# joiners??



## stef2010 (Mar 8, 2010)

Hey everyone!
I know you have problably heard and read posts like this a million times but me, my parter and my son are desperate to move over to portugal and start a new and better life! My partner is a qualified joiner and i was wondering if any-body knows what its like at the moment for getting a job? or even any local joinery companies i can contact? i am qualified in child care but will work as a cleaner in bars cafe's.. etc. any help would be very much appreciated!! also another query i have, in england when working you get child tax credit, working tax credit and your child benefit, i wondered if portugal have any kind of system like that in place also?

Thanks!

Stef x


----------



## silvers (Sep 22, 2008)

Hi Stef,
Forget the benefits, you don't get anything unless you have paid into the system first and even then it isn't very much.
Joiners are always required but to have your hubby work full-time would be a push. When he does work, the pay will be very low, we are talking around £70 for a full days work. 
Sorry to be a killjoy but life here is not easy if you have to work for a living.
Good luck.


----------



## Keidik (Nov 26, 2008)

Hi Stef, I live in Spain but I have friends in Portugal who tell me that finding a job at the moment is terrible there (like Spain too). Most people tend to start their own businesses which is always a good idea if you have something that people will want. I'd try and move out here with a good amount of savings if you can.


----------



## stef2010 (Mar 8, 2010)

thankyou silvers and keidik for your advice, got some savings already and will carry on saving! How much money would you suggest i need behind me before i make the move?

stef


----------



## silvers (Sep 22, 2008)

Stef,
It depends on how many there are of you, where you want to live, how thrifty/extravagant you are, renting/buying etc.


----------



## diamantelady (Jan 31, 2010)

hi i asked same kinda thing a few weeks ago but no 1 ansewered me boo hoo ?


----------



## PETERFC (Apr 3, 2009)

*Reply*



diamantelady said:


> hi i asked same kinda thing a few weeks ago but no 1 ansewered me boo hoo ?


Hi All

It's easy to move to a country that speaks the same as we do. Work then is not to much of a problem because at least we can all talk the same. Moving to Portugal no matter how good your skills are if you can't talk to customers/ work mates things are then more difficult. All to often Uk trades people move to Portugal and want to be paid the same rates as in the UK. Also they try to charge UK prices. The cost of living is different than the UK and pay rates are in relation to the cost of living. Down in the Algarve area there are reports of Eastern European workers who are happy to work for less. The problem then is how to compete with this work attitude. If you can find work or work for yourself you need to adjust to the Portuguese work practice. 

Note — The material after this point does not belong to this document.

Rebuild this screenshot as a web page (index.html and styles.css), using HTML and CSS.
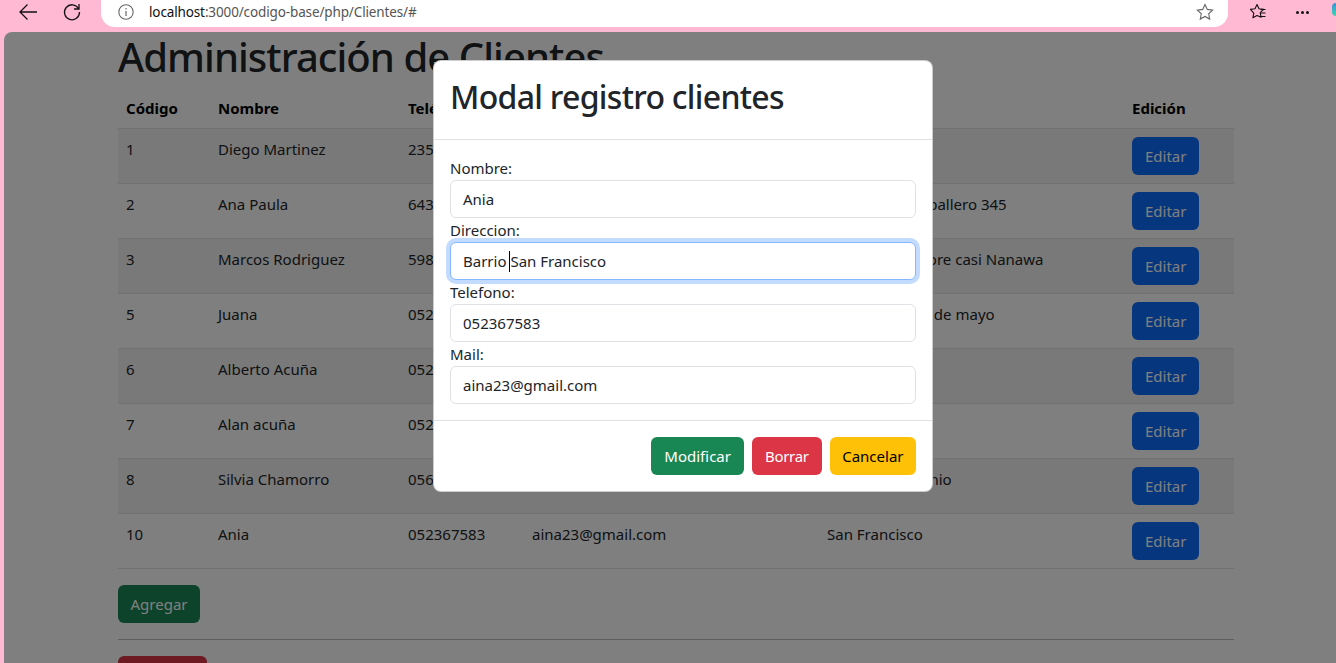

I do wish you well but you must take into account life in Portugal is different than the UK. Don't be put of their are opportunities out there for everybody you just need to find what you can do and GO for it.

Good luck and keep the dream alive

Peterfc 666? a super hero ?????

like i normally use xtra ?


----------



## silvers (Sep 22, 2008)

diamantelady said:


> hi i asked same kinda thing a few weeks ago but no 1 ansewered me boo hoo ?


Hi,
If you send me a pm with your questions, I will do my best to answer them for you.
James


----------



## diamantelady (Jan 31, 2010)

well here goes we are a family of 4 ,2 boys 10,15 we would like to carry on as here and be self sufficent we grow a lot of our own veg and keep poultry we love to hunt,fish and for leisure cycle ,we dont do pubs or eat out in resturants so dont see that as a way of live my kids dont play out in the street and we keep ourselfs to ourselfs really but we are usually out not at home, i have distant relitaves who own property in algarve, lisbon,ereicera,we have been quite a good way thru portugal although the `sunny blackpool` aspect of the algarve really made us ashamed to be british but i suppose every country has to endure waves of entheuastic young holiday makers im being polite,any way we dont speak portuguese but are learning, we as a couple dont have any profesional qualifacations ive worked in either resturants,pubs ,petrol stations and now work in a chain of supermarkets so not a lot to offer really, my hubby is into cycles as he works for a exclusive cycle shop anything from sports cycle to off road and retro hes strips, restores,builds cycles, if we sell our house ,we would never come back so its all or nothing we would have enough to buy a ruin with land and have enough funds for a while to be going on with,we have been looking around tomar and all surrounding area`s we have a 32ft motor home which would be there if it all dont work out, we arnt star struck thinking we will be rolling in it just simply want a better quality of life money would come into play of course it would as it wont last for ever we have considered buying into an eco village but what if they are all shall we say diffrent to our beliefs it would be awful any way think thats the jist of it any help would be gratefully appriciated ta


----------



## PETERFC (Apr 3, 2009)

diamantelady said:


> well here goes we are a family of 4 ,2 boys 10,15 we would like to carry on as here and be self sufficent we grow a lot of our own veg and keep poultry we love to hunt,fish and for leisure cycle ,we dont do pubs or eat out in resturants so dont see that as a way of live my kids dont play out in the street and we keep ourselfs to ourselfs really but we are usually out not at home, i have distant relitaves who own property in algarve, lisbon,ereicera,we have been quite a good way thru portugal although the `sunny blackpool` aspect of the algarve really made us ashamed to be british but i suppose every country has to endure waves of entheuastic young holiday makers im being polite,any way we dont speak portuguese but are learning, we as a couple dont have any profesional qualifacations ive worked in either resturants,pubs ,petrol stations and now work in a chain of supermarkets so not a lot to offer really, my hubby is into cycles as he works for a exclusive cycle shop anything from sports cycle to off road and retro hes strips, restores,builds cycles, if we sell our house ,we would never come back so its all or nothing we would have enough to buy a ruin with land and have enough funds for a while to be going on with,we have been looking around tomar and all surrounding area`s we have a 32ft motor home which would be there if it all dont work out, we arnt star struck thinking we will be rolling in it just simply want a better quality of life money would come into play of course it would as it wont last for ever we have considered buying into an eco village but what if they are all shall we say diffrent to our beliefs it would be awful any way think thats the jist of it any help would be gratefully appriciated ta


Hi diamantelady

Finding property in Portugal in not a problem but first the cost of rebuilding a ruin could be more than you may think. Their are lots of properties that would suit your needs but need work to bring up to your standard. The secret is to find a Legal estate agents. It's so easy to be ripped of proceed with care.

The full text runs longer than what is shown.